Come definire il suono di Kamasi Washington? È musica dallo spirito, per lo spirito.
Noto al grandissimo pubblico per aver lavorato con Kendrick Lamar, aveva già collaborato, però, anche con artisti del calibro di Herbie Hancock, Flying Lotus, Thundercat, Lauryn Hill e molti altri.
Il sassofonista californiano raggiunge il successo nel 2015 con il quarto album, un disco triplo, The Epic. Nel 2018 è uscito Heaven And Earth, i due luoghi dove gravitano le sue note, ossia ovunque.
Kamasi pensa e fa in grande e produce moltissimo.
Il jazz, questo genere controverso, diciamolo apertamente: chi davvero ne capisce e lo apprezza sul serio è raro. Perché è un mondo infinito, a volte un calderone, devi sapere davvero cosa bolle in pentola per poterne godere.
Questa è la genialità di Kamasi: renderlo quasi pop, universalmente godibile. Per questo fa più che bene a ragionare per grandi obiettivi, a cui arriva perfettamente.
La scorsa sera, al Magnolia, questo gigante sassofonista ha suonato con la sua band. È stato una cura di benessere, una vibrazione delle corde interiori, un ricongiungersi con parti di sè stessi perse chissà dove.
Lo strumento come voce, la voce usata per avere un’ottima comunicazione col pubblico, un coinvolgimento a tutto tondo. Ogni componente della band è enorme, ciascuno di loro è un mostro di bravura, un architetto del suono, ma non monade isolata, si fonde con gli altri: un equilibrio ineccepibile, il valore della musica stessa, quella eterna e di inviolabile sacralità. Tra di loro anche una donna, creatura dal canto ultraterreno.
Ha aperto il concerto Masego, polistrumentista statunitense: suona chitarra, basso, batteria, pianoforte e sassofono, di radici giamaicane. Ha debuttato sul mercato lo scorso settembre con il disco Lady Lady. Genere fusion, un r’n’b con toni hip hop, sintetizzatori con sfondo jazz. Ha tenuto decisamente alto l’umore del pubblico, di età decisamente eterogenea, che non ha potuto fare a meno di ballare. Performance eccellente, con tanto di lancio di rose e di banconote.
Kamasi Washington è il Leonardo Da Vinci del jazz: esponente massimo del suo Rinascimento.

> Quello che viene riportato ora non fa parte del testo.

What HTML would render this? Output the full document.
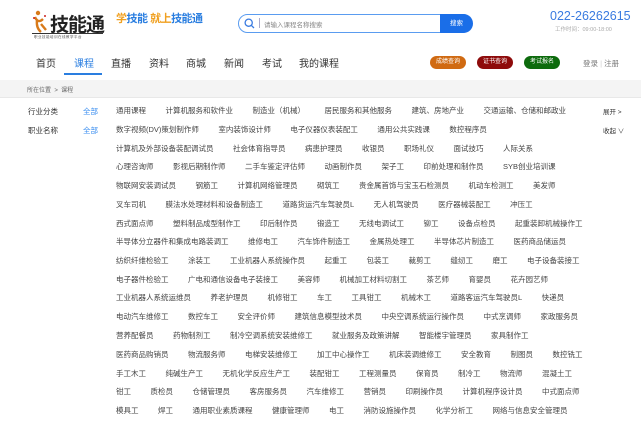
<!DOCTYPE html>
<html><head><meta charset="utf-8"><style>
*{margin:0;padding:0;box-sizing:border-box}
body{width:641px;height:422px;overflow:hidden;background:#fff;font-family:"Liberation Sans","Noto Sans CJK SC",sans-serif;position:relative;color:#333}
.a{position:absolute;white-space:nowrap}
.nav{font-size:10px;color:#333;top:55px}
.badge{top:56px;height:13px;width:36px;border-radius:7px;color:#fff;font-size:6px;text-align:center;line-height:13px}
.row{position:absolute;left:116px;display:flex;font-size:7.5px;color:#444;white-space:nowrap;line-height:10px}
.row span{margin-right:19.5px}
.lbl{font-size:7.5px;color:#333}
.all{font-size:7.5px;color:#3a8ef0}
</style></head><body>
<svg class="a" style="left:32px;top:10px" width="20" height="24" viewBox="0 0 20 24"><circle cx="6" cy="3" r="2.2" fill="#d87a1a"/><path d="M3 7 Q6 14 11 9 M5 10 Q4 18 9 22 M9 14 L14 20" stroke="#d87a1a" stroke-width="2.4" fill="none"/><circle cx="2" cy="8" r="1" fill="#c22"/><circle cx="13" cy="6" r="1" fill="#c22"/></svg>
<div class="a" style="left:50px;top:10px;font-size:19px;font-weight:bold;color:#222;letter-spacing:-1px">技能通</div>
<div class="a" style="left:32px;top:33px;width:71px;height:1px;background:#333"></div>
<div class="a" style="left:34px;top:35px;font-size:3.5px;color:#555;letter-spacing:0.5px">职业技能培训在线教学平台</div>
<div class="a" style="left:116px;top:10px;font-size:11px;font-weight:bold;letter-spacing:-0.5px"><span style="color:#f0a020">学</span><span style="color:#2a7ee0">技能 </span><span style="color:#f0a020">就上</span><span style="color:#2a7ee0">技能通</span></div>
<div class="a" style="left:238px;top:14px;width:234px;height:19px;border:1.2px solid #5a9cf0;border-radius:10px"></div>
<div class="a" style="left:440px;top:14px;width:33px;height:19px;background:#1a6ee8;border-radius:0 10px 10px 0;color:#fff;font-size:6.5px;text-align:center;line-height:19px">搜索</div>
<svg class="a" style="left:244px;top:18px" width="11" height="11" viewBox="0 0 11 11"><circle cx="4.7" cy="4.7" r="3.6" stroke="#3a7be0" stroke-width="1.3" fill="none"/><path d="M7.4 7.4 L10 10" stroke="#3a7be0" stroke-width="1.3"/></svg>
<div class="a" style="left:259px;top:18px;width:1px;height:10px;background:#aac"></div>
<div class="a" style="left:264px;top:19px;font-size:6.5px;color:#888">请输入课程名称搜索</div>
<div class="a" style="left:550px;top:9px;font-size:12.5px;color:#3a7be0">022-26262615</div>
<div class="a" style="left:555px;top:25px;font-size:5.5px;color:#aaa">工作时间：09:00-18:00</div>
<div class="a nav" style="left:36px">首页</div>
<div class="a nav" style="left:74px;color:#2a7ee0">课程</div>
<div class="a nav" style="left:111px">直播</div>
<div class="a nav" style="left:149px">资料</div>
<div class="a nav" style="left:186px">商城</div>
<div class="a nav" style="left:224px">新闻</div>
<div class="a nav" style="left:262px">考试</div>
<div class="a nav" style="left:299px">我的课程</div>
<div class="a" style="left:64px;top:73px;width:38px;height:2px;background:#2a7ee0"></div>
<div class="a badge" style="left:430px;background:#d06a12">成绩查询</div>
<div class="a badge" style="left:477px;background:#8e0b0b">证书查询</div>
<div class="a badge" style="left:524px;background:#0d6b0d">考试报名</div>
<div class="a" style="left:583px;top:58px;font-size:7.5px;color:#777">登录 <span style="color:#ccc">|</span> 注册</div>
<div class="a" style="left:0;top:80px;width:641px;height:18px;background:#f4f4f4;border-bottom:1px solid #e8e8e8"></div>
<div class="a" style="left:27px;top:85px;font-size:6px;color:#666">所在位置 &nbsp;&gt;&nbsp; 课程</div>
<div class="a lbl" style="left:28px;top:106px">行业分类</div>
<div class="a all" style="left:83px;top:106px">全部</div>
<div class="a lbl" style="left:28px;top:125px">职业名称</div>
<div class="a all" style="left:83px;top:125px">全部</div>
<div class="a" style="left:603px;top:106px;font-size:6.5px;color:#333">展开 &gt;</div>
<div class="a" style="left:603px;top:125px;font-size:6.5px;color:#333">收起 ∨</div>
<div class="row" style="top:106px"><span>通用课程</span><span>计算机服务和软件业</span><span>制造业（机械）</span><span>居民服务和其他服务</span><span>建筑、房地产业</span><span>交通运输、仓储和邮政业</span></div>
<div class="row" style="top:125px"><span>数字视频(DV)策划制作师</span><span>室内装饰设计师</span><span>电子仪器仪表装配工</span><span>通用公共实践课</span><span>数控程序员</span></div>
<div class="row" style="top:143.5px"><span>计算机及外部设备装配调试员</span><span>社会体育指导员</span><span>病患护理员</span><span>收银员</span><span>职场礼仪</span><span>面试技巧</span><span>人际关系</span></div>
<div class="row" style="top:162px"><span>心理咨询师</span><span>影视后期制作师</span><span>二手车鉴定评估师</span><span>动画制作员</span><span>架子工</span><span>印前处理和制作员</span><span>SYB创业培训课</span></div>
<div class="row" style="top:181px"><span>物联网安装调试员</span><span>钢筋工</span><span>计算机网络管理员</span><span>砌筑工</span><span>贵金属首饰与宝玉石检测员</span><span>机动车检测工</span><span>美发师</span></div>
<div class="row" style="top:200px"><span>叉车司机</span><span>膜法水处理材料和设备制造工</span><span>道路货运汽车驾驶员L</span><span>无人机驾驶员</span><span>医疗器械装配工</span><span>冲压工</span></div>
<div class="row" style="top:218.5px"><span>西式面点师</span><span>塑料制品成型制作工</span><span>印后制作员</span><span>锻造工</span><span>无线电调试工</span><span>铆工</span><span>设备点检员</span><span>起重装卸机械操作工</span></div>
<div class="row" style="top:237px"><span>半导体分立器件和集成电路装调工</span><span>维修电工</span><span>汽车饰件制造工</span><span>金属热处理工</span><span>半导体芯片制造工</span><span>医药商品储运员</span></div>
<div class="row" style="top:256px"><span>纺织纤维检验工</span><span>涂装工</span><span>工业机器人系统操作员</span><span>起重工</span><span>包装工</span><span>裁剪工</span><span>缝纫工</span><span>磨工</span><span>电子设备装接工</span></div>
<div class="row" style="top:275px"><span>电子器件检验工</span><span>广电和通信设备电子装接工</span><span>美容师</span><span>机械加工材料切割工</span><span>茶艺师</span><span>育婴员</span><span>花卉园艺师</span></div>
<div class="row" style="top:293px"><span>工业机器人系统运维员</span><span>养老护理员</span><span>机修钳工</span><span>车工</span><span>工具钳工</span><span>机械木工</span><span>道路客运汽车驾驶员L</span><span>快递员</span></div>
<div class="row" style="top:312px"><span>电动汽车维修工</span><span>数控车工</span><span>安全评价师</span><span>建筑信息模型技术员</span><span>中央空调系统运行操作员</span><span>中式烹调师</span><span>家政服务员</span></div>
<div class="row" style="top:331px"><span>营养配餐员</span><span>药物制剂工</span><span>制冷空调系统安装维修工</span><span>就业服务及政策讲解</span><span>智能楼宇管理员</span><span>家具制作工</span></div>
<div class="row" style="top:350px"><span>医药商品购销员</span><span>物流服务师</span><span>电梯安装维修工</span><span>加工中心操作工</span><span>机床装调维修工</span><span>安全教育</span><span>制图员</span><span>数控铣工</span></div>
<div class="row" style="top:369px"><span>手工木工</span><span>纯碱生产工</span><span>无机化学反应生产工</span><span>装配钳工</span><span>工程测量员</span><span>保育员</span><span>制冷工</span><span>物流师</span><span>混凝土工</span></div>
<div class="row" style="top:387px"><span>钳工</span><span>质检员</span><span>仓储管理员</span><span>客房服务员</span><span>汽车维修工</span><span>营销员</span><span>印刷操作员</span><span>计算机程序设计员</span><span>中式面点师</span></div>
<div class="row" style="top:406px"><span>模具工</span><span>焊工</span><span>通用职业素质课程</span><span>健康管理师</span><span>电工</span><span>消防设施操作员</span><span>化学分析工</span><span>网络与信息安全管理员</span></div>
</body></html>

Ascoltarlo è un’esperienza multisensoriale, che suscita in mente immagini, ti trasporta in luoghi dove non sei mai stato, colora la tua visione, suscita mille sentimenti: è un privilegio.
Il musicista trentottenne è indiscutibilmente da considerarsi in definitiva un pilastro della musica, un intoccabile e affascinate idolo. Io, che certo non sono né un’esperta del genere né tantomeno una profonda conoscitrice, ho ritrovato interesse con lui come con Coleman e Coltrane.
Lo strumento, il sassofono, è come se fosse lui stesso, sono una fusione, come se uno non si possa separare dall’altro. Il risultato è un lavoro concettuale, che però non rimane criptico e, quindi, riesce ad arrivare a chiunque decida di approcciare all’ascolto, sicuramente non sempre facile, ma mai distante ed estraneo.
Kamasi Washington è l’unione tra quel pianeta da molti considerato lontano e poco abitabile del jazz e il più in voga dei generi mainstream di oggi, oltre le convenzioni e i pregiudizi. Come dice lui stesso, il suo intento è rendere la musica più grande della politica.